Mass in Schwarzschild's Metric: Exploring Vacuum Solutions

[ChrisVer]

I think this will be a quick question...
If the Schw's metric is a solution of the vacuum, then what does the mass $M_0$ in the metric correspond to? I thought it was the mass of the star... but if that's true then why is it a vacuum solution?
Or is it vacuum because it describes the regions outside the star of radius $R_{0}$($r>R_{0},~~ M_0 \equiv M(R_{0})$) ?

 

[Markus Hanke]

If the Schw's metric is a solution of the vacuum, then what does the mass $M_0$ in the metric correspond to?

For the exterior Schwarzschild metric, the parameter M would technically signify the total mass-energy content of the entire space-time.

but if that's true then why is it a vacuum solution?

Because it describes the exterior vacuum region of the mass-energy distribution, i.e. the region where the energy-momentum tensor vanishes everywhere.

 

[ChrisVer]

So would it be wrong to try and describe the interior of the star with a function $M(r)$ instead of $M_{0}$ the total mass?

 

[Nugatory]

So would it be wrong to try and describe the interior of the star with a function $M(r)$ instead of $M_{0}$ the total mass?

Not at all, but the metric won't be the Schwarzschild metric in the interior region. It will, however, have to join smoothly to the Schwarzchilld metric for $M_0$ at the surface.

 

[sardar]

The mass M_0 in Schwarzschild's metric corresponds to the mass of the central body, such as a star or a black hole.
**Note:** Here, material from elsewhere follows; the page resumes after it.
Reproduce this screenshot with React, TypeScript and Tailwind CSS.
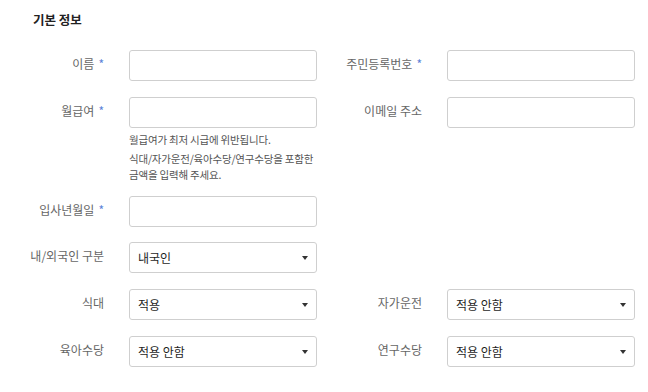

It is a vacuum solution because it describes the curvature of spacetime in the regions outside of the central body, where there is no matter or energy present. This means that the metric is valid in the vacuum outside of the star or black hole, but it does not account for the mass of the star itself. The vacuum solution is important because it allows us to understand the gravitational effects of the central body on its surroundings, without having to worry about the details of its internal structure. So, while the mass M_0 in the metric may correspond to the mass of the star, the metric itself is describing the vacuum outside of the star.